Nile, Ancient marble statue in Museo Chiaramonti, Vatican City.
The Nile is a marble statue depicting an elderly man holding wheat and a cornucopia, resting on a sphinx. It stands about 165 cm tall and spans about 310 cm wide, making it one of the larger ancient sculptures on display in the Vatican Museums.
The statue was found in 1513 at Campo Marzio in Rome, where it once decorated a temple dedicated to the Egyptian gods Isis and Serapis. Its discovery marked a key moment in the Vatican's early collecting of ancient sculpture.
The base of the statue shows children, hippos and crocodiles along the riverbank, giving visitors a sense of how Romans imagined life along the Nile. The figure of the old man leaning on a sphinx reflects the way Roman art absorbed Egyptian symbols into its own visual world.
The statue is on display in the Museo Chiaramonti inside the Vatican Museums, along a long corridor lined with ancient sculptures.

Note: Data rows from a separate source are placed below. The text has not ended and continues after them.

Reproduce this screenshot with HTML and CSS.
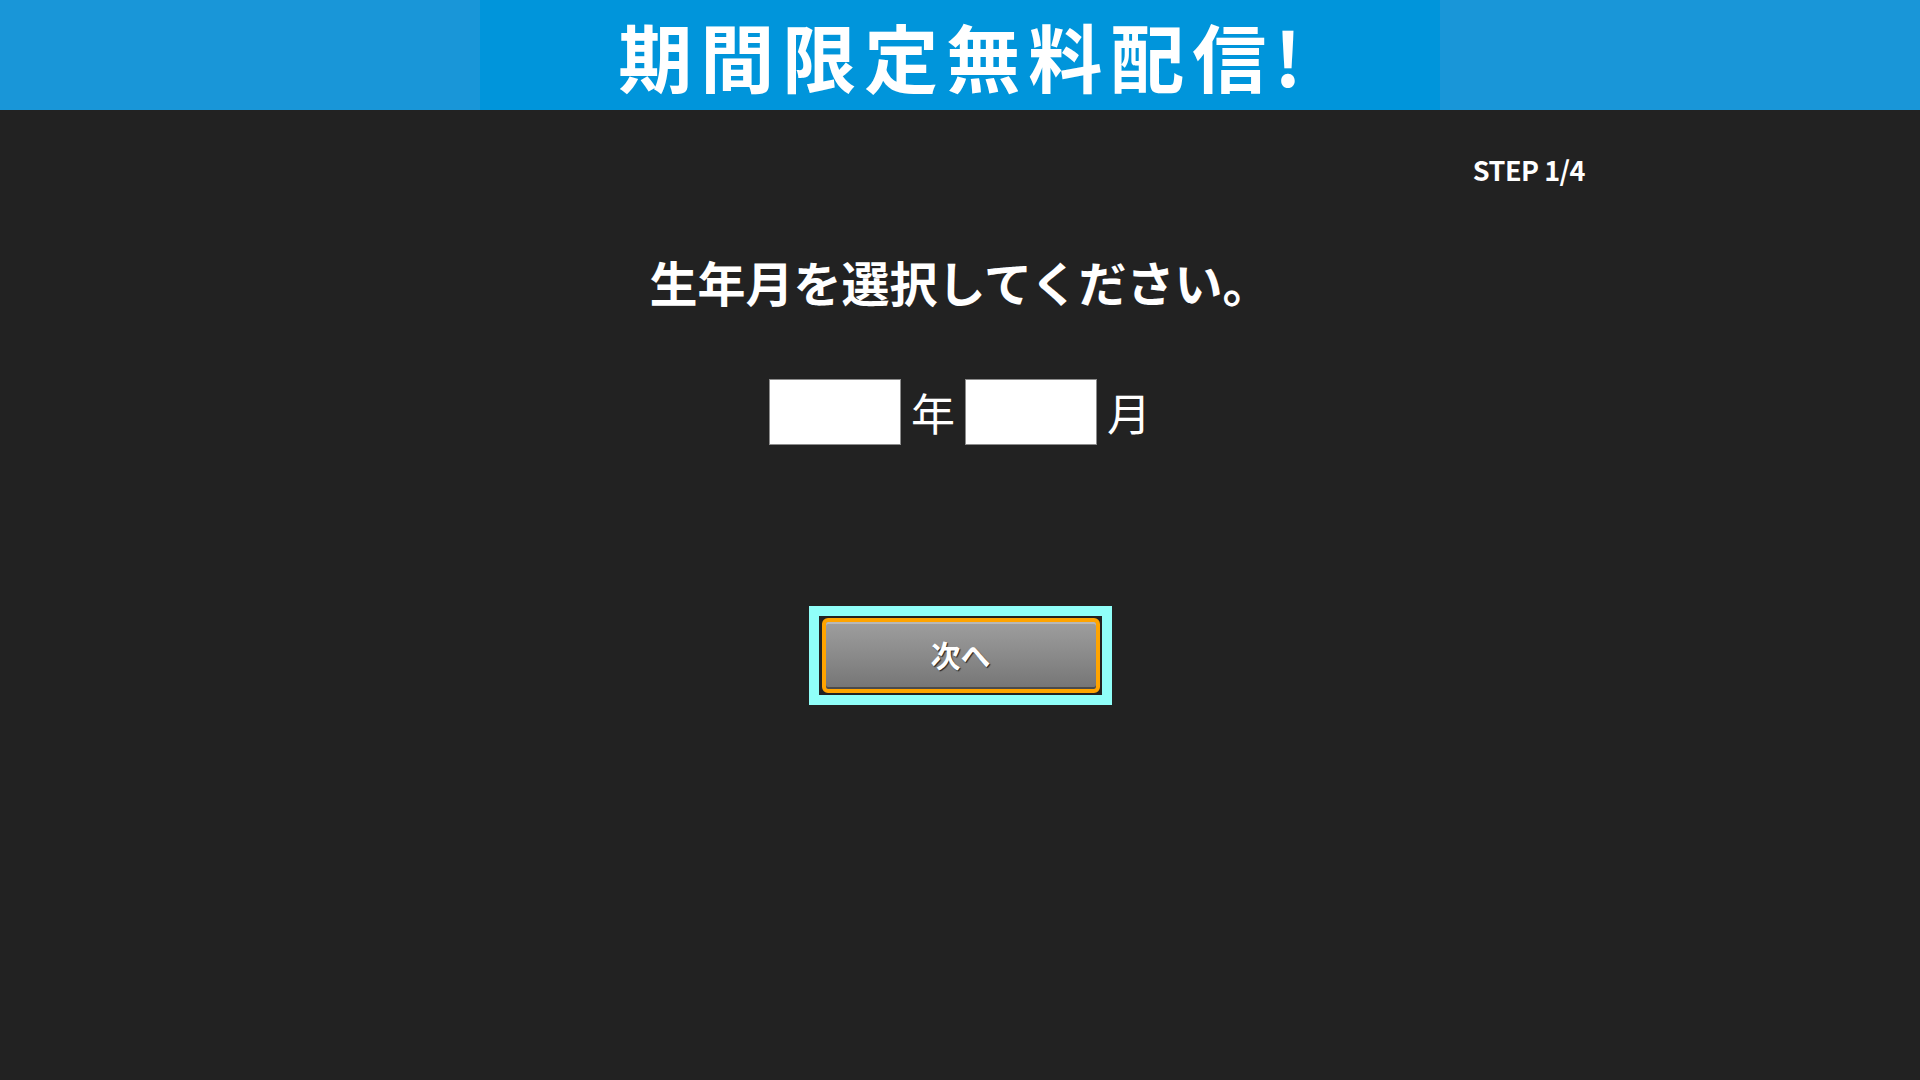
FILE: index.html
```html
<!DOCTYPE html>
<html lang="ja">
<head>
<meta charset="utf-8">
<title>生年月を選択してください</title>
<link rel="stylesheet" href="styles.css">
</head>
<body>
<header class="banner">
  <div class="banner-inner">
    <h1 class="banner-title">期間限定無料配信!</h1>
  </div>
</header>
<main class="content">
  <div class="step">STEP 1/4</div>
  <h2 class="title">生年月を選択してください。</h2>
  <div class="date-row">
    <input class="date-input" type="text" aria-label="年">
    <span class="date-label">年</span>
    <input class="date-input" type="text" aria-label="月">
    <span class="date-label">月</span>
  </div>
  <div class="actions">
    <div class="focus-ring">
      <button class="next-button" type="button">次へ</button>
    </div>
  </div>
</main>
</body>
</html>
```

FILE: styles.css
```css
* {
  box-sizing: border-box;
}

html, body {
  margin: 0;
  padding: 0;
}

body {
  background: #222222;
  color: #ffffff;
  font-family: "Noto Sans CJK JP", "Noto Sans", sans-serif;
  min-height: 1080px;
}

.banner {
  height: 110px;
  background: #1996d8;
  display: flex;
  justify-content: center;
}

.banner-inner {
  width: 960px;
  height: 110px;
  background: #0095db;
  display: flex;
  justify-content: center;
  align-items: center;
}

.banner-title {
  margin: 0;
  padding-left: 8px;
  font-size: 74px;
  font-weight: 700;
  line-height: 110px;
  letter-spacing: 8px;
  color: #ffffff;
  white-space: nowrap;
}

.content {
  width: 1280px;
  margin: 0 auto;
  padding: 46px 15px 0;
}

.step {
  text-align: right;
  font-size: 27px;
  font-weight: 700;
  line-height: 27px;
  height: 27px;
  letter-spacing: -0.5px;
}

.title {
  margin: 74px 0 0;
  text-align: center;
  font-size: 48px;
  font-weight: 700;
  line-height: 48px;
  letter-spacing: 0;
}

.date-row {
  margin-top: 74px;
  display: flex;
  justify-content: center;
  align-items: center;
  gap: 10px;
}

.date-input {
  width: 132px;
  height: 66px;
  margin: 0;
  border: 1px solid #8c8c8c;
  background: #ffffff;
  padding: 0 6px;
  font-family: "Noto Sans CJK JP", sans-serif;
  font-size: 30px;
  outline: none;
}

.date-label {
  font-size: 44px;
  font-weight: 400;
  line-height: 44px;
  padding-bottom: 1px;
}

.actions {
  margin-top: 161px;
  display: flex;
  justify-content: center;
}

.focus-ring {
  border: 10px solid #90fff9;
  padding: 2px 2px 2px 3px;
  background: #222222;
}

.next-button {
  display: block;
  width: 278px;
  height: 75px;
  border: 4px solid #ffa400;
  border-radius: 6px;
  background: linear-gradient(to bottom, #9e9e9e 0%, #8a8a8a 50%, #757575 100%);
  box-shadow: inset 0 2px 0 #b8b8b8, inset 0 -2px 0 #4a4a4a;
  color: #ffffff;
  font-family: "Noto Sans CJK JP", sans-serif;
  font-size: 30px;
  font-weight: 700;
  line-height: 30px;
  text-shadow: 1px 1px 1px #222222;
  padding: 0 0 4px;
  cursor: pointer;
}
```
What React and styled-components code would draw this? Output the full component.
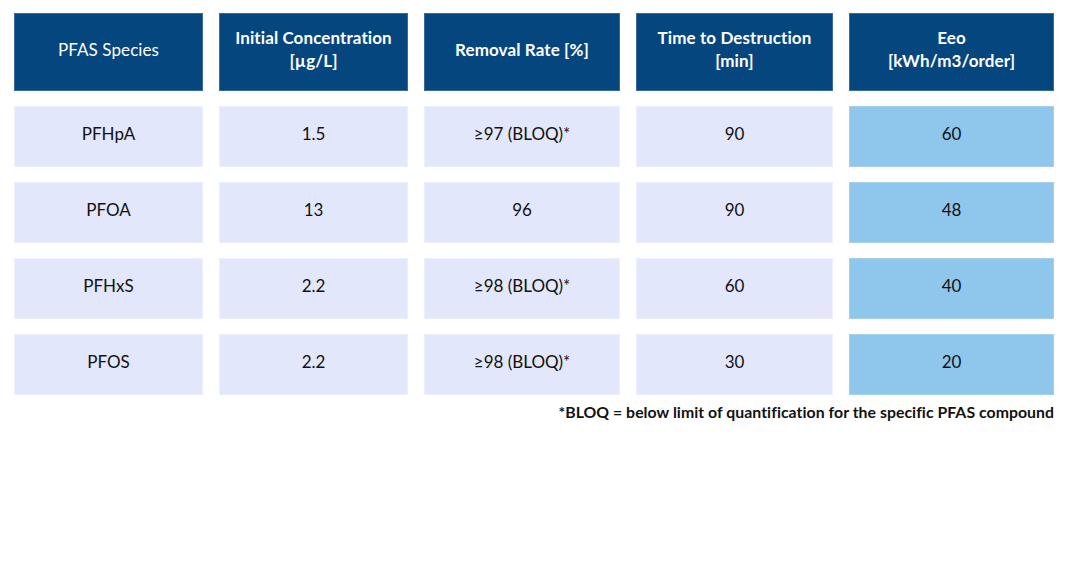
import React from 'react';
import styled, { createGlobalStyle } from 'styled-components';

const GlobalStyle = createGlobalStyle`
  html, body {
    margin: 0;
    padding: 0;
    background: #ffffff;
  }
  body {
    font-family: Lato, 'Open Sans', 'Liberation Sans', sans-serif;
  }
`;

const Page = styled.div`
  width: 1068px;
  height: 580px;
  padding: 13px 14px 0 14px;
  box-sizing: border-box;
`;

const Table = styled.div`
  display: grid;
  grid-template-columns: 189px 189px 196px 197px 205px;
  grid-template-rows: 78px repeat(4, 61px);
  column-gap: 16px;
  row-gap: 15px;
`;

const HeadCell = styled.div`
  background: #05467f;
  border: 1px solid #3a6a9c;
  box-sizing: border-box;
  color: #ffffff;
  display: flex;
  align-items: center;
  justify-content: center;
  text-align: center;
  font-size: 17px;
  line-height: 23px;
  padding-bottom: 6px;
  font-weight: ${props => (props.light ? 400 : 700)};
  letter-spacing: 0.1px;
`;

const Cell = styled.div`
  background: ${props => (props.accent ? '#8fc6ec' : '#e3e7fc')};
  border: 1px solid ${props => (props.accent ? '#a3d0ef' : '#eceffd')};
  box-sizing: border-box;
  color: #111111;
  display: flex;
  align-items: center;
  justify-content: center;
  font-size: 17px;
  padding-bottom: 7px;
`;

const Footnote = styled.div`
  text-align: right;
  margin-top: 7px;
  font-size: 15.8px;
  letter-spacing: 0.05px;
  font-weight: 700;
  color: #111111;
`;

const headers = [
  { lines: ['PFAS Species'], light: true },
  { lines: ['Initial Concentration', '[µg/L]'] },
  { lines: ['Removal Rate [%]'] },
  { lines: ['Time to Destruction', '[min]'] },
  { lines: ['Eeo', '[kWh/m3/order]'] },
];

const rows = [
  ['PFHpA', '1.5', '≥97 (BLOQ)*', '90', '60'],
  ['PFOA', '13', '96', '90', '48'],
  ['PFHxS', '2.2', '≥98 (BLOQ)*', '60', '40'],
  ['PFOS', '2.2', '≥98 (BLOQ)*', '30', '20'],
];

export default function App() {
  return (
    <Page>
      <GlobalStyle />
      <Table>
        {headers.map((h, i) => (
          <HeadCell key={i} light={h.light}>
            <div>
              {h.lines.map((l, j) => (
                <div key={j}>{l}</div>
              ))}
            </div>
          </HeadCell>
        ))}
        {rows.map((r, i) =>
          r.map((v, j) => (
            <Cell key={i + '-' + j} accent={j === 4}>
              {v}
            </Cell>
          ))
        )}
      </Table>
      <Footnote>*BLOQ = below limit of quantification for the specific PFAS compound</Footnote>
    </Page>
  );
}
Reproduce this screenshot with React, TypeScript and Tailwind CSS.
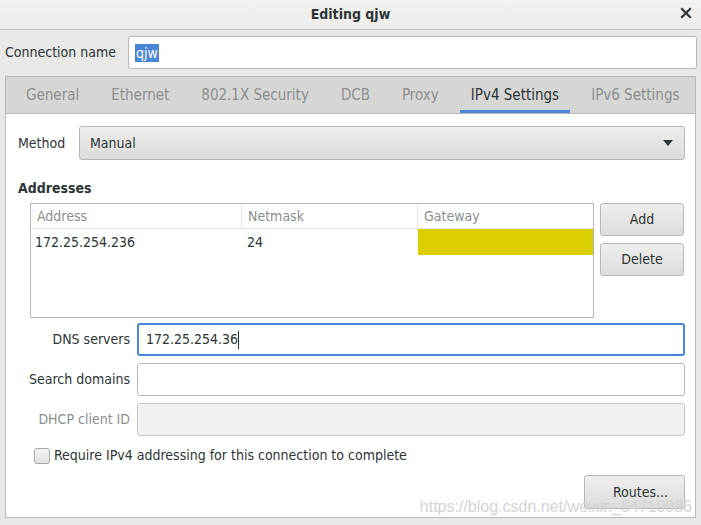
import React from 'react';

const font = { fontFamily: '"DejaVu Sans Condensed", "DejaVu Sans", sans-serif', fontStretch: 'condensed' as const };

const tabs = ['General', 'Ethernet', '802.1X Security', 'DCB', 'Proxy', 'IPv4 Settings', 'IPv6 Settings'];

const Btn: React.FC<{ label: string; className?: string }> = ({ label, className }) => (
  <div className={`shrink-0 flex items-center rounded-[3px] border border-[#b6b6b3] bg-gradient-to-b from-[#eeeeec] to-[#dcdcda] text-[14px] text-[#2e3436] ${className ?? ''}`}>
    {label}
  </div>
);

export default function App() {
  return (
    <div className="w-[701px] h-[525px] bg-[#e8e8e7] text-[#2e3436] text-[14px] overflow-hidden" style={font}>
      {/* title bar */}
      <div className="h-[30px] flex items-center justify-center relative bg-gradient-to-b from-[#f2f2f1] to-[#ececeb] border-b border-[#c2c2bf]">
        <span className="font-bold text-[14px] text-[#2e3436]">Editing qjw</span>
        <span className="absolute right-[9px] top-[7px]">
          <svg width="12" height="12" viewBox="0 0 12 12">
            <path d="M2 2 L10 10 M10 2 L2 10" stroke="#2e3436" strokeWidth="2.2" strokeLinecap="square" />
          </svg>
        </span>
      </div>

      {/* connection name */}
      <div className="flex items-center pl-[5px] pr-[4px] pt-[6px] pb-[7px]">
        <span className="w-[123px]">Connection name</span>
        <div className="flex-1 h-[33px] bg-white border border-[#b8b8b5] rounded-[3px] flex items-center pl-[6px]">
          <span className="bg-[#4a86d8] text-white px-[1px] leading-[18px]">qjw</span>
        </div>
      </div>

      {/* notebook */}
      <div className="mx-[5px] border border-[#b8b8b5] h-[442px] flex flex-col">
        <div className="h-[37px] bg-[#d6d6d4] border-b border-[#b8b8b5] flex pl-[9px] gap-[10px] text-[15px]">
          {tabs.map(t => (
            <div
              key={t}
              className={`px-[11px] flex items-center border-b-[3px] ${t === 'IPv4 Settings' ? 'border-[#4a86d8] text-[#2e3436]' : 'border-transparent text-[#8b8e8f]'}`}
            >
              <span className="pt-[3px]">{t}</span>
            </div>
          ))}
        </div>

        <div className="flex-1 bg-white relative pl-[12px] pr-[10px] pt-[12px]">
          {/* method */}
          <div className="flex items-center">
            <span className="w-[61px]">Method</span>
            <div className="flex-1 h-[34px] rounded-[3px] border border-[#b6b6b3] bg-gradient-to-b from-[#ededeb] to-[#dcdcda] flex items-center justify-between px-[10px]">
              <span>Manual</span>
              <svg width="10" height="6" viewBox="0 0 10 6" className="mr-[1px]"><path d="M0 0 H10 L5 6 Z" fill="#2e3436" /></svg>
            </div>
          </div>

          <div className="font-bold mt-[18px] leading-[20px]">Addresses</div>

          <div className="flex gap-[6px] mt-[5px] pl-[12px]">
            <div className="w-[564px] h-[115px] border border-[#b8b8b5] bg-white">
              <div className="flex h-[25px] border-b border-[#e8e8e6] text-[#8b8e8f]">
                <div className="w-[211px] border-r border-[#e8e8e6] pl-[6px] flex items-center">Address</div>
                <div className="w-[176px] border-r border-[#e8e8e6] pl-[6px] flex items-center">Netmask</div>
                <div className="flex-1 pl-[6px] flex items-center">Gateway</div>
              </div>
              <div className="flex h-[26px]">
                <div className="w-[211px] pl-[4px] flex items-center">172.25.254.236</div>
                <div className="w-[176px] pl-[5px] flex items-center">24</div>
                <div className="flex-1 bg-[#dccf00]"></div>
              </div>
            </div>
            <div className="flex flex-col gap-[7px] w-[84px]">
              <Btn label="Add" className="h-[33px] justify-center" />
              <Btn label="Delete" className="h-[33px] justify-center" />
            </div>
          </div>

          {/* dns etc */}
          <div className="flex flex-col gap-[7px] mt-[5px]">
            <div className="flex items-center">
              <span className="w-[119px] text-right pr-[7px]">DNS servers</span>
              <div className="flex-1 h-[33px] bg-white border-2 border-[#4a86d8] rounded-[3px] flex items-center pl-[7px]">
                <span>172.25.254.36</span>
                <span className="w-[1px] h-[18px] bg-[#2e3436]"></span>
              </div>
            </div>
            <div className="flex items-center">
              <span className="w-[119px] text-right pr-[7px]">Search domains</span>
              <div className="flex-1 h-[33px] bg-white border border-[#b8b8b5] rounded-[3px]"></div>
            </div>
            <div className="flex items-center">
              <span className="w-[119px] text-right pr-[7px] text-[#8b8e8f]">DHCP client ID</span>
              <div className="flex-1 h-[33px] bg-[#f1f1f0] border border-[#c8c8c5] rounded-[3px]"></div>
            </div>
          </div>

          <div className="flex items-center mt-[9px] pl-[16px] gap-[4px]">
            <span className="w-[16px] h-[16px] rounded-[3px] border border-[#a8a8a5] bg-gradient-to-b from-[#f4f4f3] to-[#e2e2e0]"></span>
            <span>Require IPv4 addressing for this connection to complete</span>
          </div>

          <div className="flex justify-end mt-[9px]">
            <Btn label="Routes..." className="w-[101px] h-[34px] justify-end pr-[16px]" />
          </div>

          <div className="absolute right-[3px] bottom-[0px] text-[16px] leading-[20px] text-[#d4d4d4]" style={{ fontFamily: '"Liberation Sans", sans-serif' }}>
            https://blog.csdn.net/weixin_54719086
          </div>
        </div>
      </div>
    </div>
  );
}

It is worth walking the full length of the gallery, as works are arranged close together and easy to miss if you move quickly.
The small children climbing the base of the statue are thought to represent the annual flood of the Nile, with each child marking a unit of the water's rise. This makes the base function almost like a measuring tool, turning a decorative element into a practical reference to river life.